Here are five traits of absolute phrases:

(Trait 1) There will be a noun or a noun phrase.

  • Torches flashing, the soldiers searched the river bank.
  • ("Torches" is a noun.)
  • Their bright torches flashing, the soldiers searched the river bank.
  • ("Their bright torches" is a noun phrase.)

(Trait 2) The noun will be followed by a participle (past participle or present participle).

  • His fingers shaking, Jack checked the padlock.
  • ("Shaking" is a present participle. Formed from verbs, all present participles end "-ing.")
  • His fingers frozen, Jack checked the padlock.
  • ("Frozen" is a past participle. Formed from verbs, past participles usually end "-ed," "-d," "-t," "-en," or "-n.")

(Trait 3) The phrase is grammatically independent of the sentence.

  • Nose pinched tightly, Sarah jumped from the pier.
  • Sarah jumped from the pier.
  • (The sentence works without the absolute phrase.)
If an absolute phrase is removed, the remainder of the sentence still makes sense. The purpose of an absolute is to add information or context.

(Trait 4) The phrase is offset with a comma (or commas if mid-sentence).

  • Weather permitting, we will resume tomorrow.
  • We will, weather permitting, resume tomorrow.
  • We will resume tomorrow, weather permitting.

(Trait 5) The phrase does not start with a conjunction, a preposition, or another connector.

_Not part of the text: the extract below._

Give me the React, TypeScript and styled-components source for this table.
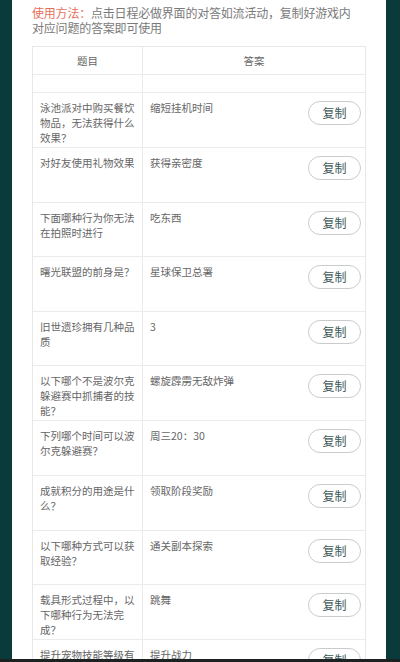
import React from "react";
import styled, { createGlobalStyle } from "styled-components";

const Global = createGlobalStyle`
  html {
    -webkit-text-size-adjust: none;
    text-size-adjust: none;
  }
  html, body { margin: 0; padding: 0; background: #0b3a3a; }
  body {
    font-family: "Noto Sans CJK SC", "Noto Sans", sans-serif;
    text-spacing-trim: space-all;
    text-autospace: no-autospace;
  }
  * { box-sizing: border-box; }
`;

const Frame = styled.div`
  width: 400px;
  height: 662px;
  display: flex;
  flex-direction: column;
  background: #0b3a3a;
  overflow: hidden;
`;

const Panel = styled.div`
  flex: 1;
  min-height: 0;
  margin: 0 14px 0 12px;
  background: #ffffff;
  padding: 5px 20px 0;
  overflow: hidden;
`;

const BottomBar = styled.div`
  height: 3px;
  flex: none;
  background: #1c2222;
`;

const Intro = styled.div`
  margin: 0 0 11px;
  font-size: 12px;
  line-height: 15px;
  letter-spacing: -0.2px;
  color: #7a7a7a;
`;

const IntroLine = styled.span`
  display: block;
  white-space: nowrap;
`;

const Label = styled.span`
  color: #e86f5c;
`;

const Table = styled.div`
  width: 334px;
  border: 1px solid #e8e8e8;
  border-bottom: none;
`;

const Row = styled.div<{ $h?: number }>`
  display: grid;
  grid-template-columns: 109px 1fr;
  min-height: ${(p) => (p.$h ? `${p.$h}px` : "54.6px")};
  border-bottom: 1px solid #ebebeb;
`;

const HeadCell = styled.div`
  display: flex;
  align-items: center;
  justify-content: center;
  font-size: 10.5px;
  color: #666;
  & + & { border-left: 1px solid #ebebeb; }
`;

const QCell = styled.div`
  padding: 7px 7px 2px 7px;
  font-size: 10.5px;
  line-height: 15px;
  color: #666;
`;

const ACell = styled.div`
  border-left: 1px solid #ebebeb;
  padding: 7px 4px 2px 7px;
  display: flex;
  justify-content: space-between;
  align-items: flex-start;
  font-size: 10.5px;
  line-height: 15px;
  color: #666;
`;

const CopyButton = styled.button`
  flex: none;
  margin-top: 1px;
  width: 53px;
  height: 24px;
  border-radius: 12px;
  border: 1px solid #c9cccc;
  background: #fff;
  color: #3e5858;
  font-family: inherit;
  font-size: 12px;
  line-height: 1;
  padding: 0;
`;

const rows: [string, string][] = [
  ["泳池派对中购买餐饮物品，无法获得什么效果？", "缩短挂机时间"],
  ["对好友使用礼物效果", "获得亲密度"],
  ["下面哪种行为你无法在拍照时进行", "吃东西"],
  ["曙光联盟的前身是？", "星球保卫总署"],
  ["旧世遗珍拥有几种品质", "3"],
  ["以下哪个不是波尔克躲避赛中抓捕者的技能？", "螺旋霹雳无敌炸弹"],
  ["下列哪个时间可以波尔克躲避赛？", "周三20：30"],
  ["成就积分的用途是什么？", "领取阶段奖励"],
  ["以下哪种方式可以获取经验？", "通关副本探索"],
  ["载具形式过程中，以下哪种行为无法完成？", "跳舞"],
  ["提升宠物技能等级有什么用？", "提升战力"],
];

export default function App() {
  return (
    <>
      <Global />
      <Frame>
        <Panel>
          <Intro>
            <IntroLine>
              <Label>使用方法：</Label>点击日程必做界面的对答如流活动，复制好游戏内
            </IntroLine>
            <IntroLine>对应问题的答案即可使用</IntroLine>
          </Intro>
          <Table>
            <Row $h={28}>
              <HeadCell>题目</HeadCell>
              <HeadCell>答案</HeadCell>
            </Row>
            <Row $h={18}>
              <HeadCell />
              <HeadCell />
            </Row>
            {rows.map(([q, a], i) => (
              <Row key={i}>
                <QCell>{q}</QCell>
                <ACell>
                  <span>{a}</span>
                  <CopyButton>复制</CopyButton>
                </ACell>
              </Row>
            ))}
          </Table>
        </Panel>
        <BottomBar />
      </Frame>
    </>
  );
}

Compare these two sentences:
  • Weather permitting, we will resume tomorrow.
  • (This is an example of an absolute phrase.)
  • If the weather permits, we will resume tomorrow.
  • (This is not an absolute phrase. It starts with "if," which is a subordinating conjunction (a word that links a subordinate clause to a main clause), and it does not feature a participle.)
Here are another two sentences to compare:
  • Eyes fixed on the horizon, the team led their camels into the desert.
  • (This is an example of an absolute phrase.)
  • With their eyes fixed on the horizon, the team led their camels into the desert.
  • (This is not an absolute phrase. It starts with the preposition "with," which turns the highlighted text into a prepositional phrase. Therefore, it is a type of adverbial phrase, modifying the verb "led" rather than the whole independent clause. This is a technical point. If you have a different view, please let us know using the contact form below.)

Why Absolute Phrases Are Important

Absolute phrases are important for three reasons:

(Reason 1) They enhance the quality of description.

Absolute phrases add descriptive depth to sentences. Their relative succinctness (compared to subordinate clauses) can make a text more engaging and evocative for the reader. Typically, they offer context or background information that is crucial for imparting a writer's mind's eye to their readers.

(Reason 2) They improve sentence variety.

Using the occasional absolute phrase can help with maintaining sentence-structure variety in a text. Such variety is essential to maintain reader interest. (Too many similarly structured sentences in a row can make writing monotonous.)

(Reason 3) They are useful for expressing concurrent actions or states.

Absolute phrases are useful for describing actions or states that occur simultaneously with the action of the main clause. This adds depth to the description by showing how different elements interact in a single moment.